(Records)
◇ ◇ ◇ ◇ ◇ ◇ ◇
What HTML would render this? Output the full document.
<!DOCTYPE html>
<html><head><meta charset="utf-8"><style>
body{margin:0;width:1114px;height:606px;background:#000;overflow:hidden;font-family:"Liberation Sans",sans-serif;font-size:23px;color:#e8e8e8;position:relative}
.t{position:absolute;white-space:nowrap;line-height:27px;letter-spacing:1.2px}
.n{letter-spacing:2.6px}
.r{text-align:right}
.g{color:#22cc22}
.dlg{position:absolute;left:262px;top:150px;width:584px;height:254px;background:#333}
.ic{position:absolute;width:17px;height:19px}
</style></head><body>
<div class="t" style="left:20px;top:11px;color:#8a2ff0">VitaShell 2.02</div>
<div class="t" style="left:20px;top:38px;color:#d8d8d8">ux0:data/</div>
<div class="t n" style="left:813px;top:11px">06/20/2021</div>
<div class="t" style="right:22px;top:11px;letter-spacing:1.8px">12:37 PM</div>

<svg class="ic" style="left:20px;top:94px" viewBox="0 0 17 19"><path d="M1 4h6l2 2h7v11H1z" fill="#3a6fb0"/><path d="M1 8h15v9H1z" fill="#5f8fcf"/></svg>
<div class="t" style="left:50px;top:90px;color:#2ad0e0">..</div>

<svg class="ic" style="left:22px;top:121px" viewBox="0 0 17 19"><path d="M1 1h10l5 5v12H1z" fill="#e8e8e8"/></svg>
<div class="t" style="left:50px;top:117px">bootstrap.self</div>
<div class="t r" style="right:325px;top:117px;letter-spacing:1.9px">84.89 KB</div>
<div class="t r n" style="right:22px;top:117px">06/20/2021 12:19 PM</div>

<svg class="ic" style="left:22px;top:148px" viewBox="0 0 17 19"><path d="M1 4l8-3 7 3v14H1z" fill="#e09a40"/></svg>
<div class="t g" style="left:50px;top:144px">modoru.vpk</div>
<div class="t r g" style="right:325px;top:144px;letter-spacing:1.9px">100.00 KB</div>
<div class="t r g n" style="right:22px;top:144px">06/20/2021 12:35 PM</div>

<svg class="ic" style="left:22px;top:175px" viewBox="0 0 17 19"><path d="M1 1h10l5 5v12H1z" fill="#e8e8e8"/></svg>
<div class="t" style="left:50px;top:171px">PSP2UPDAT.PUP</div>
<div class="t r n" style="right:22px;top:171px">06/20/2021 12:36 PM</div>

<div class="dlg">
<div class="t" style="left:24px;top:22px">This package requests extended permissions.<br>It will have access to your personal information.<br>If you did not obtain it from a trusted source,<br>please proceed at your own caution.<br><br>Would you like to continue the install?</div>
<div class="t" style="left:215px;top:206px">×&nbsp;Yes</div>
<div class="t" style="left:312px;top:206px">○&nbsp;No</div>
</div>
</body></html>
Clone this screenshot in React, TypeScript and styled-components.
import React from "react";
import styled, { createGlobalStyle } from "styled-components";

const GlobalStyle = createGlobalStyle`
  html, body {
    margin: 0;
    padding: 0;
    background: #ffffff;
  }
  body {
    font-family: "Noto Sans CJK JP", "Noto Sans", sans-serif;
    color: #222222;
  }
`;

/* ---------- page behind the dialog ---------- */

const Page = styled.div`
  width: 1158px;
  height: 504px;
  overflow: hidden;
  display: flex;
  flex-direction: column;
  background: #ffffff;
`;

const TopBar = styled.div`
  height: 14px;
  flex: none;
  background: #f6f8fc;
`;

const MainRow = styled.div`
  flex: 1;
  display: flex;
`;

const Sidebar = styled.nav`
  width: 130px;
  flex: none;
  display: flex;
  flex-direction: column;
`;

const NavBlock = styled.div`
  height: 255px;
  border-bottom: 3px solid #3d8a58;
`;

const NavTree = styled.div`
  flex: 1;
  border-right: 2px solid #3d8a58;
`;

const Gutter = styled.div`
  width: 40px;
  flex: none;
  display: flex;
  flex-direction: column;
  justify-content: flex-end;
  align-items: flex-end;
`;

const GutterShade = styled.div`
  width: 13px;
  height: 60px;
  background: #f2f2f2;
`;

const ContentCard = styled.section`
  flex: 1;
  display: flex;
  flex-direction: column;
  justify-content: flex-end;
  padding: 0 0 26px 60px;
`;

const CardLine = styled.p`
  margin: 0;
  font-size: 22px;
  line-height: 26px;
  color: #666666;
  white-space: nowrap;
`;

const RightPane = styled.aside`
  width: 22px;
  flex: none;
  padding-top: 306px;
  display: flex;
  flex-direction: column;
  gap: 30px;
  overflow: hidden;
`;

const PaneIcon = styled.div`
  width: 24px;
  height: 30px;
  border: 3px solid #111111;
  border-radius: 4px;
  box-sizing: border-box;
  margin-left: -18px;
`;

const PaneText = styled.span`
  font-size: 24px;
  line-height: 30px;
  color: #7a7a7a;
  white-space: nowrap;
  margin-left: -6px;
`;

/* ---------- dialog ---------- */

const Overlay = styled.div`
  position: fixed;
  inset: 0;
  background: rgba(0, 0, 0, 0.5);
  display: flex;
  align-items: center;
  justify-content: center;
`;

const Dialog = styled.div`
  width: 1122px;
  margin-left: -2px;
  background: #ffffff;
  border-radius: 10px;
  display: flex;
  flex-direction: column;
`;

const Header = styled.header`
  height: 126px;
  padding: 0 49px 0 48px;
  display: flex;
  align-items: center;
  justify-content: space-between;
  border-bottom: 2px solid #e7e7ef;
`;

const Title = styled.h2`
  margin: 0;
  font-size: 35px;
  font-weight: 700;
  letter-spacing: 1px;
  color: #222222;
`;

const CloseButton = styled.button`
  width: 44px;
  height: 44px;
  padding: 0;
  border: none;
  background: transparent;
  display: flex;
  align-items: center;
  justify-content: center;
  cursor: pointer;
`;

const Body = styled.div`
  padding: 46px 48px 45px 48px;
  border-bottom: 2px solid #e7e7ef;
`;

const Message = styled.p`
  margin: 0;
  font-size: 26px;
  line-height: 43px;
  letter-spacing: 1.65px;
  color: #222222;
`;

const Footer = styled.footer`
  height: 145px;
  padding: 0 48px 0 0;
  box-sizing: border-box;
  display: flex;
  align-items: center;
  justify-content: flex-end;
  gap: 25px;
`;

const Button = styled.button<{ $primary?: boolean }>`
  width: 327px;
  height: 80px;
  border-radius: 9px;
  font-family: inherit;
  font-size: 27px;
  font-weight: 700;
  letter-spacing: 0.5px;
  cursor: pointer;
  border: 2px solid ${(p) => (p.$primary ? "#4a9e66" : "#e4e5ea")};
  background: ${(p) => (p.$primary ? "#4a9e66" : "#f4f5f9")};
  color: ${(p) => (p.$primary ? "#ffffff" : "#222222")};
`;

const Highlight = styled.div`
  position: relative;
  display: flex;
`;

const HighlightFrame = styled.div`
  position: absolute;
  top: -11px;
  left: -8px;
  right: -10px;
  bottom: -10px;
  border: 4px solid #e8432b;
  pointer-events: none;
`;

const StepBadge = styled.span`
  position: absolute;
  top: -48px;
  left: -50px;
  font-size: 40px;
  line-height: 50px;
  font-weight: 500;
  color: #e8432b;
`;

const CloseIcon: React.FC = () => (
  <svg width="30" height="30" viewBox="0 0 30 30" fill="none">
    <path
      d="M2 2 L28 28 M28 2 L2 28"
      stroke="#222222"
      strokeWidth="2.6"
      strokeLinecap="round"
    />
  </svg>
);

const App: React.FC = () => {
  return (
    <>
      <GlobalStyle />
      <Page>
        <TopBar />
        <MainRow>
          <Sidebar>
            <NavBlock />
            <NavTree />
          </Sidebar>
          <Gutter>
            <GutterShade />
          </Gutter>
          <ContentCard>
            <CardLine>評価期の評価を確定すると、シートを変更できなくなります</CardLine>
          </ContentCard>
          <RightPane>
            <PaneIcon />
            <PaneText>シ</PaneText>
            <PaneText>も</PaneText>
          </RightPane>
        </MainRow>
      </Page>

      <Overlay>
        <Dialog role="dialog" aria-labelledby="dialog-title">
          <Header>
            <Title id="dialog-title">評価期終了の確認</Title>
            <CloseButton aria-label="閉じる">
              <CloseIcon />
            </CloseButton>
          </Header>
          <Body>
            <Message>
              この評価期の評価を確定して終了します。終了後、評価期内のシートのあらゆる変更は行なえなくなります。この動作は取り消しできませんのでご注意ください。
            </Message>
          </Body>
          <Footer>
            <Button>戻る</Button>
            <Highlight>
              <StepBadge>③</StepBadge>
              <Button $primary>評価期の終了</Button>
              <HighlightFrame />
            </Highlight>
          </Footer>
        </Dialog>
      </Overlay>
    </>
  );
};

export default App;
◇ ◇ ◇ ◇ ◇ ◇ ◇
◆ WHAT TO WORK ON: Locate each line with the word "React" and copy it.

◆ WORKED SOLUTION:
Clone this screenshot in React, TypeScript and styled-components.
import React from "react";
const CloseIcon: React.FC = () => (
const App: React.FC = () => {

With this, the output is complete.